→ **Stated problem**
Return each line of the listing below, unchanged, and omit the images.

→ **Supplied data**
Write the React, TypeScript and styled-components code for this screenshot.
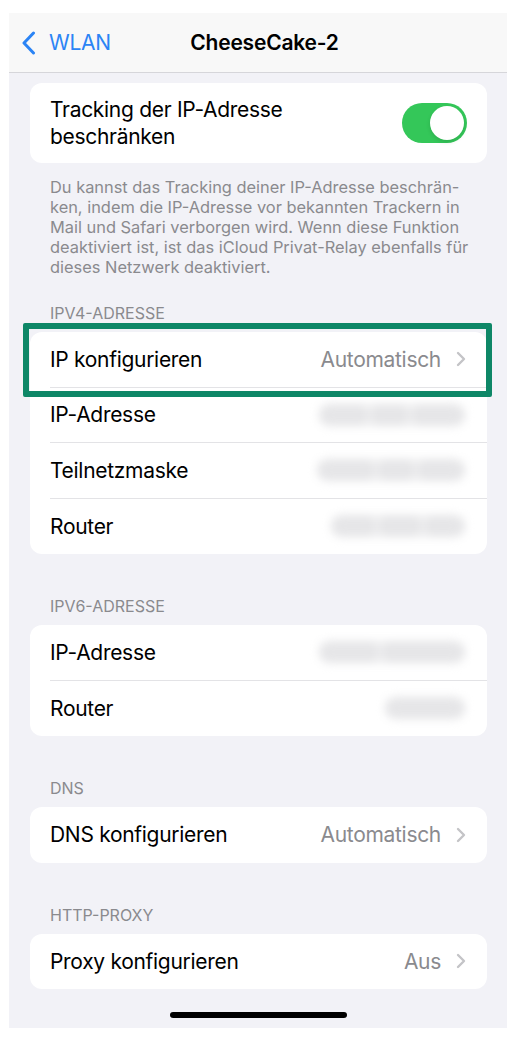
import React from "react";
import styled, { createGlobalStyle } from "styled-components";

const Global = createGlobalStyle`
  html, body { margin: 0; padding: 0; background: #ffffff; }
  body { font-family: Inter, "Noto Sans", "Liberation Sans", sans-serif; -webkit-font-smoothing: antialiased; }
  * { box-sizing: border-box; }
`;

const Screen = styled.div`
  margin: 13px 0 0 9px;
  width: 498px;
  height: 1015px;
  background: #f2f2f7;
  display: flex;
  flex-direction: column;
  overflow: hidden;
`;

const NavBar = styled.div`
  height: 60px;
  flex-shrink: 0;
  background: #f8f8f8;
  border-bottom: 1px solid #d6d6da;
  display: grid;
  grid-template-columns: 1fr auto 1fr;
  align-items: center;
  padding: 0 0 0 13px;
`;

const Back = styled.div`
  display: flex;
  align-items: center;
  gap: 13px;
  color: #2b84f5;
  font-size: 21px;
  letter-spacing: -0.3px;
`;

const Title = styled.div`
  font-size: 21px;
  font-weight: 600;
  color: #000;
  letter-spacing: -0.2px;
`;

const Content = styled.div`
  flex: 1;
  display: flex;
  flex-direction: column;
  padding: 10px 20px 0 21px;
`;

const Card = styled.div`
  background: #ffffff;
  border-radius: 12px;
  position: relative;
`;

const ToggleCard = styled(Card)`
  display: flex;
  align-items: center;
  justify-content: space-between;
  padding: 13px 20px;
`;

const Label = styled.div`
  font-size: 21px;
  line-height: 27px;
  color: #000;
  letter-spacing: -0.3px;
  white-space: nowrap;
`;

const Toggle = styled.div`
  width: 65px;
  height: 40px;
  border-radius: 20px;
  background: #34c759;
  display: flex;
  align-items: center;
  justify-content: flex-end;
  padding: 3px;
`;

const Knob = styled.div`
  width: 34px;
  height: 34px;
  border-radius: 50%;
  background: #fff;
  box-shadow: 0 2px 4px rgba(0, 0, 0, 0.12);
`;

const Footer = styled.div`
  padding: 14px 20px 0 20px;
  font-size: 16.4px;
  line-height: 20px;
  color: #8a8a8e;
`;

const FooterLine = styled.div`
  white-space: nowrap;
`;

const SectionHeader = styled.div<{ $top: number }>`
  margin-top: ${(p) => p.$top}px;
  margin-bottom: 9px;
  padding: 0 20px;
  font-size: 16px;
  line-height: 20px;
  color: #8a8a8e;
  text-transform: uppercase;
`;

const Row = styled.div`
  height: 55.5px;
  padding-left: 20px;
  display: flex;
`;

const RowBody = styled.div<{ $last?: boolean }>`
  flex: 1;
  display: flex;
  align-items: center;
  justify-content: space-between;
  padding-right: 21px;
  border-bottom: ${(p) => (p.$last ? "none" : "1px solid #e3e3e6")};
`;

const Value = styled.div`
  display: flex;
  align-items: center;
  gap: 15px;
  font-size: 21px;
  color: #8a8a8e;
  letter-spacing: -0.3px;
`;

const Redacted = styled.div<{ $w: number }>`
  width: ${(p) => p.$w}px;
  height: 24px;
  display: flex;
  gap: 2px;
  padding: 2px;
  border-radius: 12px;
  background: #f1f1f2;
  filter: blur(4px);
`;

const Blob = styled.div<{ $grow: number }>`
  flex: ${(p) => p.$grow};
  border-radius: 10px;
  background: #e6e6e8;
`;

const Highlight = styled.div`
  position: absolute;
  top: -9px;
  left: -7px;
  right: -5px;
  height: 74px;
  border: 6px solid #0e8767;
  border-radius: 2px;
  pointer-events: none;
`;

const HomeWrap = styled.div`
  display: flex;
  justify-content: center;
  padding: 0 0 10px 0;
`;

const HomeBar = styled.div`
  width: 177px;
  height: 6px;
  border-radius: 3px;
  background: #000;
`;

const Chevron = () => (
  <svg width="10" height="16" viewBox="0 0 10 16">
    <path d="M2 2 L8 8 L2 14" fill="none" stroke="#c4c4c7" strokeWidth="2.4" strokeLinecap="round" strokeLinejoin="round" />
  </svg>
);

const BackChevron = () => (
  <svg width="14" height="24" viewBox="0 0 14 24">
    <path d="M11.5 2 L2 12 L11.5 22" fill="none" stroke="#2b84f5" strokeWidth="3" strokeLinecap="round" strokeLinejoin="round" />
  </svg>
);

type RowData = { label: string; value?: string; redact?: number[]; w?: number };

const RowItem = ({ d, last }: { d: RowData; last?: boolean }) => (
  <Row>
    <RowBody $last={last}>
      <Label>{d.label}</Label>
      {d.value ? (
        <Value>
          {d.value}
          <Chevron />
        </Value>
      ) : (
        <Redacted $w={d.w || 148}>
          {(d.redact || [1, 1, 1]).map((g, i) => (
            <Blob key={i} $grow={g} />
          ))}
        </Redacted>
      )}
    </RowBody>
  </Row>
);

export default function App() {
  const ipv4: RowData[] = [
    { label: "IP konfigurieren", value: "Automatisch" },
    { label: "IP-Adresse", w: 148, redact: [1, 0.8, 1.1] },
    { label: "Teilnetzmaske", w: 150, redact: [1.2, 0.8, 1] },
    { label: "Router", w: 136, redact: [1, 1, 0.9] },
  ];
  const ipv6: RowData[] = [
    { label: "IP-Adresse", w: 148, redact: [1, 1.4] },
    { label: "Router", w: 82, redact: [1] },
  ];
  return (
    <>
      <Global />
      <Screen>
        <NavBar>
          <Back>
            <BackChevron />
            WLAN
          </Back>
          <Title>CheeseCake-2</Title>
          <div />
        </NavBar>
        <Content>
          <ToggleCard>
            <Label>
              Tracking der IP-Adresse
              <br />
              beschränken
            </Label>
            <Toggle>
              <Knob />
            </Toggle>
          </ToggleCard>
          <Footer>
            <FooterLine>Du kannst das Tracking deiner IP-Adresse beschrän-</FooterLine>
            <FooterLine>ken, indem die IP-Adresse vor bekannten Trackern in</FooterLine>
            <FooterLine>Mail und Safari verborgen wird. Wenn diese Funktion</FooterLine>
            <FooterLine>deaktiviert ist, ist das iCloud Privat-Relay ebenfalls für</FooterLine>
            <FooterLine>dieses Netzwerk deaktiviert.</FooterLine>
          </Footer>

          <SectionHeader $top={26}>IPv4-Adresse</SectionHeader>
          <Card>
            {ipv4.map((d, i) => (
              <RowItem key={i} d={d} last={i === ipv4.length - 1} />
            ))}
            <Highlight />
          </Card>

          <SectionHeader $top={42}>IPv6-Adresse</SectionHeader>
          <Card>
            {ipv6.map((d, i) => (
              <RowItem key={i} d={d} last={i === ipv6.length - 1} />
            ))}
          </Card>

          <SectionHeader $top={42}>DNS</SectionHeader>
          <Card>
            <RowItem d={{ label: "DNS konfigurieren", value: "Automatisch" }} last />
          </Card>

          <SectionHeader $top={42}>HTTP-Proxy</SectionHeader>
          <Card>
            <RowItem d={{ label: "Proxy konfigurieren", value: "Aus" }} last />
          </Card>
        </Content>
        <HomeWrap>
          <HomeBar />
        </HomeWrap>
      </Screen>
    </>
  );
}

→ **Exercise output**
Write the React, TypeScript and styled-components code for this screenshot.
import React from "react";
import styled, { createGlobalStyle } from "styled-components";

const Global = createGlobalStyle`
  html, body { margin: 0; padding: 0; background: #ffffff; }
  body { font-family: Inter, "Noto Sans", "Liberation Sans", sans-serif; -webkit-font-smoothing: antialiased; }
  * { box-sizing: border-box; }
`;

const Screen = styled.div`
  margin: 13px 0 0 9px;
  width: 498px;
  height: 1015px;
  background: #f2f2f7;
  display: flex;
  flex-direction: column;
  overflow: hidden;
`;

const NavBar = styled.div`
  height: 60px;
  flex-shrink: 0;
  background: #f8f8f8;
  border-bottom: 1px solid #d6d6da;
  display: grid;
  grid-template-columns: 1fr auto 1fr;
  align-items: center;
  padding: 0 0 0 13px;
`;

const Back = styled.div`
  display: flex;
  align-items: center;
  gap: 13px;
  color: #2b84f5;
  font-size: 21px;
  letter-spacing: -0.3px;
`;

const Title = styled.div`
  font-size: 21px;
  font-weight: 600;
  color: #000;
  letter-spacing: -0.2px;
`;

const Content = styled.div`
  flex: 1;
  display: flex;
  flex-direction: column;
  padding: 10px 20px 0 21px;
`;

const Card = styled.div`
  background: #ffffff;
  border-radius: 12px;
  position: relative;
`;

const ToggleCard = styled(Card)`
  display: flex;
  align-items: center;
  justify-content: space-between;
  padding: 13px 20px;
`;

const Label = styled.div`
  font-size: 21px;
  line-height: 27px;
  color: #000;
  letter-spacing: -0.3px;
  white-space: nowrap;
`;

const Toggle = styled.div`
  width: 65px;
  height: 40px;
  border-radius: 20px;
  background: #34c759;
  display: flex;
  align-items: center;
  justify-content: flex-end;
  padding: 3px;
`;

const Knob = styled.div`
  width: 34px;
  height: 34px;
  border-radius: 50%;
  background: #fff;
  box-shadow: 0 2px 4px rgba(0, 0, 0, 0.12);
`;

const Footer = styled.div`
  padding: 14px 20px 0 20px;
  font-size: 16.4px;
  line-height: 20px;
  color: #8a8a8e;
`;

const FooterLine = styled.div`
  white-space: nowrap;
`;

const SectionHeader = styled.div<{ $top: number }>`
  margin-top: ${(p) => p.$top}px;
  margin-bottom: 9px;
  padding: 0 20px;
  font-size: 16px;
  line-height: 20px;
  color: #8a8a8e;
  text-transform: uppercase;
`;

const Row = styled.div`
  height: 55.5px;
  padding-left: 20px;
  display: flex;
`;

const RowBody = styled.div<{ $last?: boolean }>`
  flex: 1;
  display: flex;
  align-items: center;
  justify-content: space-between;
  padding-right: 21px;
  border-bottom: ${(p) => (p.$last ? "none" : "1px solid #e3e3e6")};
`;

const Value = styled.div`
  display: flex;
  align-items: center;
  gap: 15px;
  font-size: 21px;
  color: #8a8a8e;
  letter-spacing: -0.3px;
`;

const Redacted = styled.div<{ $w: number }>`
  width: ${(p) => p.$w}px;
  height: 24px;
  display: flex;
  gap: 2px;
  padding: 2px;
  border-radius: 12px;
  background: #f1f1f2;
  filter: blur(4px);
`;

const Blob = styled.div<{ $grow: number }>`
  flex: ${(p) => p.$grow};
  border-radius: 10px;
  background: #e6e6e8;
`;

const Highlight = styled.div`
  position: absolute;
  top: -9px;
  left: -7px;
  right: -5px;
  height: 74px;
  border: 6px solid #0e8767;
  border-radius: 2px;
  pointer-events: none;
`;

const HomeWrap = styled.div`
  display: flex;
  justify-content: center;
  padding: 0 0 10px 0;
`;

const HomeBar = styled.div`
  width: 177px;
  height: 6px;
  border-radius: 3px;
  background: #000;
`;

const Chevron = () => (
  <svg width="10" height="16" viewBox="0 0 10 16">
    <path d="M2 2 L8 8 L2 14" fill="none" stroke="#c4c4c7" strokeWidth="2.4" strokeLinecap="round" strokeLinejoin="round" />
  </svg>
);

const BackChevron = () => (
  <svg width="14" height="24" viewBox="0 0 14 24">
    <path d="M11.5 2 L2 12 L11.5 22" fill="none" stroke="#2b84f5" strokeWidth="3" strokeLinecap="round" strokeLinejoin="round" />
  </svg>
);

type RowData = { label: string; value?: string; redact?: number[]; w?: number };

const RowItem = ({ d, last }: { d: RowData; last?: boolean }) => (
  <Row>
    <RowBody $last={last}>
      <Label>{d.label}</Label>
      {d.value ? (
        <Value>
          {d.value}
          <Chevron />
        </Value>
      ) : (
        <Redacted $w={d.w || 148}>
          {(d.redact || [1, 1, 1]).map((g, i) => (
            <Blob key={i} $grow={g} />
          ))}
        </Redacted>
      )}
    </RowBody>
  </Row>
);

export default function App() {
  const ipv4: RowData[] = [
    { label: "IP konfigurieren", value: "Automatisch" },
    { label: "IP-Adresse", w: 148, redact: [1, 0.8, 1.1] },
    { label: "Teilnetzmaske", w: 150, redact: [1.2, 0.8, 1] },
    { label: "Router", w: 136, redact: [1, 1, 0.9] },
  ];
  const ipv6: RowData[] = [
    { label: "IP-Adresse", w: 148, redact: [1, 1.4] },
    { label: "Router", w: 82, redact: [1] },
  ];
  return (
    <>
      <Global />
      <Screen>
        <NavBar>
          <Back>
            <BackChevron />
            WLAN
          </Back>
          <Title>CheeseCake-2</Title>
          <div />
        </NavBar>
        <Content>
          <ToggleCard>
            <Label>
              Tracking der IP-Adresse
              <br />
              beschränken
            </Label>
            <Toggle>
              <Knob />
            </Toggle>
          </ToggleCard>
          <Footer>
            <FooterLine>Du kannst das Tracking deiner IP-Adresse beschrän-</FooterLine>
            <FooterLine>ken, indem die IP-Adresse vor bekannten Trackern in</FooterLine>
            <FooterLine>Mail und Safari verborgen wird. Wenn diese Funktion</FooterLine>
            <FooterLine>deaktiviert ist, ist das iCloud Privat-Relay ebenfalls für</FooterLine>
            <FooterLine>dieses Netzwerk deaktiviert.</FooterLine>
          </Footer>

          <SectionHeader $top={26}>IPv4-Adresse</SectionHeader>
          <Card>
            {ipv4.map((d, i) => (
              <RowItem key={i} d={d} last={i === ipv4.length - 1} />
            ))}
            <Highlight />
          </Card>

          <SectionHeader $top={42}>IPv6-Adresse</SectionHeader>
          <Card>
            {ipv6.map((d, i) => (
              <RowItem key={i} d={d} last={i === ipv6.length - 1} />
            ))}
          </Card>

          <SectionHeader $top={42}>DNS</SectionHeader>
          <Card>
            <RowItem d={{ label: "DNS konfigurieren", value: "Automatisch" }} last />
          </Card>

          <SectionHeader $top={42}>HTTP-Proxy</SectionHeader>
          <Card>
            <RowItem d={{ label: "Proxy konfigurieren", value: "Aus" }} last />
          </Card>
        </Content>
        <HomeWrap>
          <HomeBar />
        </HomeWrap>
      </Screen>
    </>
  );
}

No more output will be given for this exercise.